The current stated of affairs.  I am now half-way through our two week long term break.  Last week entailed lying on the couch reading Bill Bryson's take on going back to the US, with periodic forays into the city to have lunch with friends and shop for cheap books (always a challenge here, the land of the $35 paperback).  Today I'm heading out to pick up a planter box that I bought for a steal on Trademe, NZ's version of eBay.  The goal is to have the herb garden planted and some jalapenos in dirt by the end of the week.  I'm still trying to source some cheap pots to put tomatoes in and get some dirt back under my fingernails.  
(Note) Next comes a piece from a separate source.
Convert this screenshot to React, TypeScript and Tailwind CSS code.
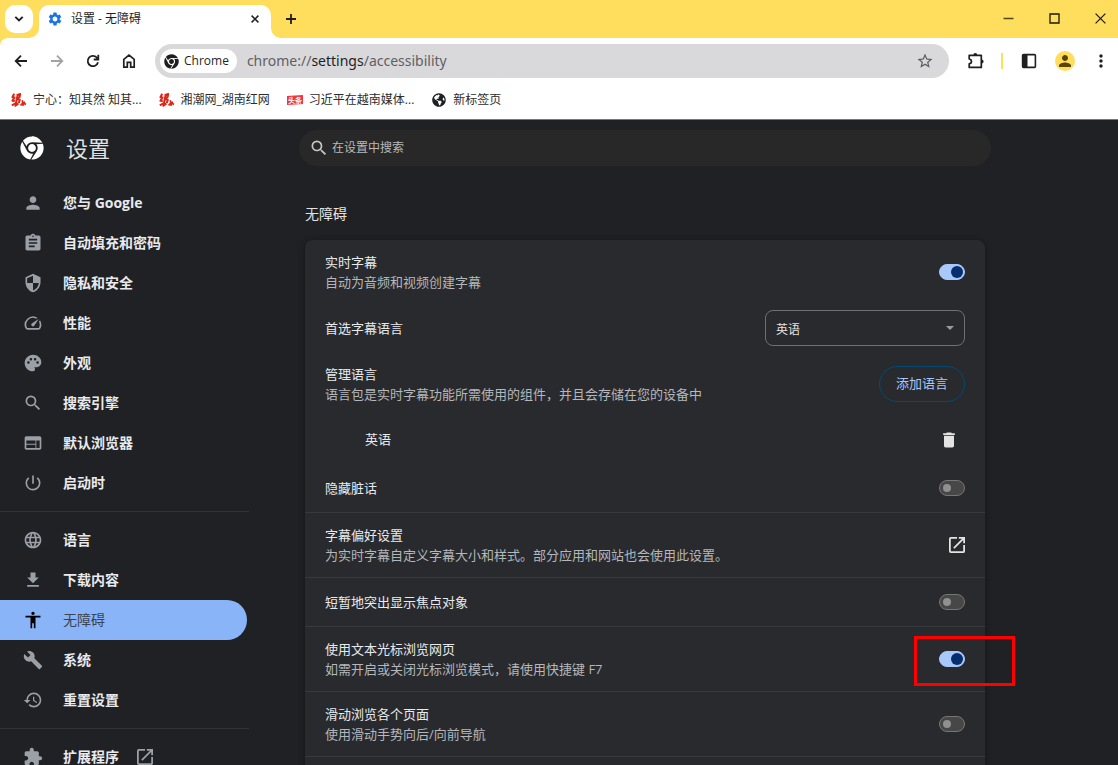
import type { ReactNode } from 'react';
import type { IconType } from 'react-icons';
import { FaChrome, FaGlobeAmericas } from 'react-icons/fa';
import {
  MdAccessibility,
  MdAssignment,
  MdBuild,
  MdDelete,
  MdExtension,
  MdFileDownload,
  MdHistory,
  MdLanguage,
  MdMoreVert,
  MdPalette,
  MdPerson,
  MdPowerSettingsNew,
  MdSearch,
  MdSecurity,
  MdSettings,
  MdSpeed,
  MdStarBorder,
  MdWeb,
} from 'react-icons/md';

type NavItem = { label: string; icon: IconType; active?: boolean; external?: boolean };

const navGroups: NavItem[][] = [
  [
    { label: '您与 Google', icon: MdPerson },
    { label: '自动填充和密码', icon: MdAssignment },
    { label: '隐私和安全', icon: MdSecurity },
    { label: '性能', icon: MdSpeed },
    { label: '外观', icon: MdPalette },
    { label: '搜索引擎', icon: MdSearch },
    { label: '默认浏览器', icon: MdWeb },
    { label: '启动时', icon: MdPowerSettingsNew },
  ],
  [
    { label: '语言', icon: MdLanguage },
    { label: '下载内容', icon: MdFileDownload },
    { label: '无障碍', icon: MdAccessibility, active: true },
    { label: '系统', icon: MdBuild },
    { label: '重置设置', icon: MdHistory },
  ],
  [{ label: '扩展程序', icon: MdExtension, external: true }],
];

function LaunchIcon({ className }: { className: string }) {
  return (
    <svg viewBox="3 3 18 18" className={className} fill="currentColor" aria-hidden="true">
      <path d="M19 19H5V5h7V3H5a2 2 0 0 0-2 2v14a2 2 0 0 0 2 2h14c1.1 0 2-.9 2-2v-7h-2v7zM14 3v2h3.590l-9.830 9.830 1.410 1.410L19 6.410V10h2V3h-7z" />
    </svg>
  );
}

function RedNetIcon() {
  return (
    <svg viewBox="0 0 16 14" className="h-3.5 w-4" fill="none" stroke="#dd2618" strokeLinejoin="round" aria-hidden="true">
      <path d="M3.200 .8 1.400 4.200l2.200.2L1.400 7.800l2.400.2M.8 12.400l3.600-2" strokeWidth="2" />
      <path d="M5.600 2.200 9.200 1 8.600 4 6 6.200l2.800.6-1 3.200M6.600 2.200 4.400 12.800l3-2.400" strokeWidth="2" />
      <path d="M9.600 12.600l1.600-2.200M11.200 7.200l.6 2.800 2.200-1M11.800 10l3.200 1.400M11.800 10l.4 2.800" strokeWidth="1.700" />
    </svg>
  );
}

function TabStrip() {
  return (
    <div className="flex h-[38px] items-start bg-[#ffdd5d] pt-[5px] text-[#1f1f1f]">
      <button aria-label="搜索标签页" className="ml-[5px] flex h-7 w-7 items-center justify-center rounded-[10px] bg-white">
        <svg viewBox="0 0 10 6" className="h-1.5 w-2.5" fill="none" stroke="currentColor" strokeWidth="1.900">
          <path d="M1.300 .8 5 4.500 8.700 .8" />
        </svg>
      </button>
      <div className="relative ml-1.5 flex h-[33px] w-[232px] items-center rounded-t-[10px] bg-white pr-2.5 pb-1.5 pl-2">
        <svg viewBox="0 0 10 10" className="absolute bottom-0 -left-2.5 size-2.5" fill="#fff">
          <path d="M10 0v10H0A10 10 0 0 0 10 0z" />
        </svg>
        <svg viewBox="0 0 10 10" className="absolute -right-2.5 bottom-0 size-2.5" fill="#fff">
          <path d="M0 0v10h10A10 10 0 0 1 0 0z" />
        </svg>
        <MdSettings className="size-4 text-[#1a73e8]" />
        <span className="ml-2 flex-1 text-xs">设置 - 无障碍</span>
        <button aria-label="关闭标签页" className="p-0.5">
          <svg viewBox="0 0 8 8" className="size-2" stroke="currentColor" strokeWidth="1.500">
            <path d="M.6 .6l6.800 6.800M7.400 .6.6 7.400" />
          </svg>
        </button>
      </div>
      <button aria-label="新标签页" className="ml-[14px] flex h-7 items-center">
        <svg viewBox="0 0 12 12" className="size-3" stroke="currentColor" strokeWidth="1.800">
          <path d="M6 1v10M1 6h10" />
        </svg>
      </button>
      <div className="ml-auto flex h-[26px] items-center gap-[35px] pr-3">
        <button aria-label="最小化">
          <svg viewBox="0 0 11 11" className="size-[11px]" stroke="#4f461f" strokeWidth="1.500">
            <path d="M.5 5.500h10" />
          </svg>
        </button>
        <button aria-label="最大化">
          <svg viewBox="0 0 11 11" className="size-[11px]" fill="none" stroke="#1a1708" strokeWidth="1.300">
            <path d="M1 1h9v9H1z" />
          </svg>
        </button>
        <button aria-label="关闭">
          <svg viewBox="0 0 11 11" className="size-[11px]" stroke="#1a1708" strokeWidth="1.200">
            <path d="M.6 .6l9.800 9.800M10.400 .6.6 10.400" />
          </svg>
        </button>
      </div>
    </div>
  );
}

function Toolbar() {
  return (
    <div className="flex h-[46px] items-center pr-[7px] pl-[13px] text-[#1f1f1f]">
      <div className="flex gap-5">
        <button aria-label="后退">
          <svg viewBox="0 0 16 16" className="size-4" fill="none" stroke="currentColor" strokeWidth="1.800">
            <path d="M14 8H3M8 2.700 2.700 8 8 13.300" />
          </svg>
        </button>
        <button aria-label="前进" disabled className="text-[#a3a3a3]">
          <svg viewBox="0 0 16 16" className="size-4" fill="none" stroke="currentColor" strokeWidth="1.800">
            <path d="M2 8h11M8 2.700 13.300 8 8 13.300" />
          </svg>
        </button>
        <button aria-label="重新加载">
          <svg viewBox="0 0 16 16" className="size-4" fill="none" stroke="currentColor" strokeWidth="1.800">
            <path d="M13 9.200A5.200 5.200 0 1 1 12.200 5L13.200 6.200M13.300 1.800v4.700H8.700" />
          </svg>
        </button>
        <button aria-label="主页">
          <svg viewBox="0 0 16 16" className="size-4" fill="none" stroke="currentColor" strokeWidth="1.700">
            <path d="M2.800 6.300 8 2.200l5.200 4.100v7.900H9.700V9.300H6.300v4.900H2.800z" />
          </svg>
        </button>
      </div>
      <div className="ml-[18px] flex h-[34px] flex-1 items-center rounded-full bg-[#d9d9db] pr-[15px] pl-[5px]">
        <span className="flex h-6 items-center gap-[5px] rounded-full bg-white pr-2 pl-1 text-xs">
          <FaChrome className="size-[15px]" />
          Chrome
        </span>
        <p className="ml-2.5 flex-1 font-['Noto_Sans',sans-serif] text-sm text-[#5f6063]">
          chrome://<span className="text-[#1f1f1f]">settings</span>/accessibility
        </p>
        <button aria-label="为此标签页添加书签">
          <MdStarBorder className="size-[18px] text-[#5a5b5e]" />
        </button>
      </div>
      <div className="ml-[18px] flex items-center">
        <button aria-label="扩展程序">
          <svg viewBox="0 0 18 18" className="size-[18px]" fill="none" stroke="currentColor" strokeWidth="1.700" strokeLinejoin="round">
            <path d="M2.200 3.300H14.300V15.400H2.200V11.800C5.200 11.200 5.200 7.600 2.200 7z" />
            <path d="M6.300 3a2 2 0 0 1 4 0zM14.600 7.500a2 2 0 0 1 0 4z" fill="currentColor" stroke="none" />
          </svg>
        </button>
        <span className="ml-4 h-4 w-0.5 bg-[#ffdd5d]" />
        <button aria-label="侧边栏" className="ml-[18px]">
          <svg viewBox="0 0 16 16" className="size-4" fill="none" stroke="currentColor" strokeWidth="1.600">
            <rect x="1.600" y="1.600" width="12.800" height="12.800" rx="1" />
            <path d="M2 2h4.500v12H2z" fill="currentColor" stroke="none" />
          </svg>
        </button>
        <button aria-label="个人资料" className="ml-[18px] flex size-5 items-center justify-center rounded-full bg-[#ffdd5d] text-[#5a4500]">
          <MdPerson className="size-[18px]" />
        </button>
        <button aria-label="更多" className="ml-4">
          <MdMoreVert className="size-5" />
        </button>
      </div>
    </div>
  );
}

function Bookmark({ icon, children }: { icon: ReactNode; children: ReactNode }) {
  return (
    <a href="#bookmark" className="flex items-center gap-1.5">
      <span className="flex w-4 justify-center">{icon}</span>
      {children}
    </a>
  );
}

function BookmarksBar() {
  return (
    <div className="flex h-9 items-center gap-[17px] border-b border-[#77787a] pb-1 pl-[11px] text-xs whitespace-nowrap text-[#2c2c2e]">
      <Bookmark icon={<RedNetIcon />}>宁心：知其然 知其...</Bookmark>
      <Bookmark icon={<RedNetIcon />}>湘潮网_湖南红网</Bookmark>
      <Bookmark
        icon={
          <svg viewBox="0 0 16 10" className="h-2.5 w-4" aria-hidden="true">
            <path d="M0 1 16 0v9L0 10z" fill="#f5333d" />
            <text x="8" y="7.600" fontSize="7" fontWeight="700" textAnchor="middle" fill="#fff">
              头条
            </text>
          </svg>
        }
      >
        习近平在越南媒体...
      </Bookmark>
      <Bookmark icon={<FaGlobeAmericas className="size-3.5 text-[#1f2023]" />}>新标签页</Bookmark>
    </div>
  );
}

function Sidebar() {
  return (
    <aside className="w-[249px] shrink-0">
      <div className="flex h-14 items-center pl-5">
        <FaChrome className="size-6 text-white" />
        <h1 className="ml-[22px] text-[22px] text-[#dfe1e5]">设置</h1>
      </div>
      <nav className="pt-[7px]">
        {navGroups.map((group, i) => (
          <div key={i} className={i > 0 ? 'mt-2 border-t border-[#333437] pt-2' : ''}>
            {group.map(({ label, icon: Icon, active, external }) => (
              <a
                key={label}
                href={`#${label}`}
                className={
                  active
                    ? 'mr-0.5 flex h-10 items-center rounded-r-full bg-[#8ab4f8] pl-[23px] text-sm text-[#3a4455]'
                    : 'mr-0.5 flex h-10 items-center pl-[23px] text-sm font-bold text-[#e8eaed]'
                }
              >
                <Icon className={active ? 'size-5 text-black' : 'size-5 text-[#9aa0a6]'} />
                <span className="ml-5">{label}</span>
                {external && <LaunchIcon className="ml-[18px] size-4 text-[#9aa0a6]" />}
              </a>
            ))}
          </div>
        ))}
      </nav>
    </aside>
  );
}

function Toggle({ label, on }: { label: string; on?: boolean }) {
  return (
    <input
      type="checkbox"
      role="switch"
      aria-label={label}
      defaultChecked={on}
      className="flex h-4 w-[26px] shrink-0 appearance-none items-center rounded-full border border-[#757775] bg-[#474747] px-[3px] before:size-2 before:rounded-full before:bg-[#8f918f] checked:justify-end checked:border-[#a8c7fa] checked:bg-[#a8c7fa] checked:px-px checked:before:size-3 checked:before:bg-[#062e6f]"
    />
  );
}

type RowProps = { title: string; sub?: string; divider?: boolean; children: ReactNode };

function Row({ title, sub, divider, children }: RowProps) {
  return (
    <div className={divider ? 'relative border-t border-[#38393c]' : 'relative'}>
      <div className={sub ? 'flex h-16 items-center px-5' : 'flex h-12 items-center px-5'}>
        <div className="flex-1 text-[13px] leading-5">
          <div className="text-[#e8eaed]">{title}</div>
          {sub && <div className="text-[#b4b7bc]">{sub}</div>}
        </div>
        {children}
      </div>
    </div>
  );
}

function AccessibilityPage() {
  return (
    <main className="ml-[50px] min-w-0 max-w-[692px] flex-1 pt-2.5">
      <label className="flex h-9 items-center rounded-full bg-[#282828] pl-2.5">
        <MdSearch className="size-5 text-[#c4c7c5]" />
        <input
          type="search"
          aria-label="在设置中搜索"
          placeholder="在设置中搜索"
          className="ml-[3px] flex-1 bg-transparent text-xs outline-none placeholder:text-[#b8bab9]"
        />
      </label>
      <section className="px-1.5 pt-[38px]">
        <h2 className="pb-4 text-sm leading-5 text-[#e3e3e3]">无障碍</h2>
        <div className="rounded-lg bg-[#292a2d] shadow-[0_1px_6px_rgba(0,0,0,0.4)]">
          <Row title="实时字幕" sub="自动为音频和视频创建字幕">
            <Toggle label="实时字幕" on />
          </Row>
          <Row title="首选字幕语言">
            <div className="relative">
              <select
                aria-label="首选字幕语言"
                className="h-9 w-[200px] appearance-none rounded-lg border border-[#6d6f70] bg-transparent px-2.5 pt-1 text-xs text-[#e3e3e3]"
              >
                <option>英语</option>
              </select>
              <svg viewBox="0 0 8 4" className="pointer-events-none absolute top-4 right-[11px] h-1 w-2" fill="#9a9c9b">
                <path d="M0 0h8L4 4z" />
              </svg>
            </div>
          </Row>
          <Row title="管理语言" sub="语言包是实时字幕功能所需使用的组件，并且会存储在您的设备中">
            <button className="h-9 rounded-full border border-[#004a77] px-4 text-[13px] text-[#a8c7fa]">添加语言</button>
          </Row>
          <div className="flex h-12 items-center pr-[26px] pl-[60px] text-[13px] text-[#e8eaed]">
            <span className="flex-1">英语</span>
            <button aria-label="移除英语">
              <MdDelete className="size-5 text-[#e3e3e3]" />
            </button>
          </div>
          <Row title="隐藏脏话">
            <Toggle label="隐藏脏话" />
          </Row>
          <Row title="字幕偏好设置" sub="为实时字幕自定义字幕大小和样式。部分应用和网站也会使用此设置。" divider>
            <a href="#captions" aria-label="字幕偏好设置">
              <LaunchIcon className="size-4 text-[#e3e3e3]" />
            </a>
          </Row>
          <Row title="短暂地突出显示焦点对象" divider>
            <Toggle label="短暂地突出显示焦点对象" />
          </Row>
          <Row title="使用文本光标浏览网页" sub="如需开启或关闭光标浏览模式，请使用快捷键 F7" divider>
            <Toggle label="使用文本光标浏览网页" on />
            <div className="pointer-events-none absolute top-[9px] -right-[30px] h-[50px] w-[101px] border-3 border-[#fe0000]" />
          </Row>
          <Row title="滑动浏览各个页面" sub="使用滑动手势向后/向前导航" divider>
            <Toggle label="滑动浏览各个页面" />
          </Row>
          <div className="h-12 border-t border-[#38393c]" />
        </div>
      </section>
    </main>
  );
}

export default function App() {
  return (
    <div className="flex h-screen flex-col overflow-hidden bg-[#202124] font-['Open_Sans','Noto_Sans_CJK_SC',sans-serif]">
      <header className="shrink-0 bg-[#ffdd5d]">
        <TabStrip />
        <div className="rounded-tl-lg bg-white">
          <Toolbar />
          <BookmarksBar />
        </div>
      </header>
      <div className="flex min-h-0 flex-1 overflow-hidden">
        <Sidebar />
        <AccessibilityPage />
      </div>
    </div>
  );
}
To combat stress in our last term of the year I've joined a gym.  It worked well for the last three weeks of last term.  I wasn't sleeping well there for a while and started to get very surly around the office.  I'll keep it up until I don't need it anymore, i.e. come summer break.  By then I should have a better idea of what to expect next year and will be able to better deal with things.  I had to bail on the Aikido club at school.  This didn't have as much to do with time as comfort levels.  The guy running the class integrated a lot of jujitsu into the course, which I'm not comfortable enough with to be practising with young people.  That and there's quite a bit of ground grappling in this combined style, which I'm not comfortable with because it's a boy's school.  It was interesting while it lasted, though.  Man am I ever looking forward to having a dojo close to home at some point in the future.

We have done a few fun things here and there over the last few months, like sledding on a volcano and having dinner with French hippies and learning how to make Japanese food.  As I said earlier, more to come.  I promise.  Again.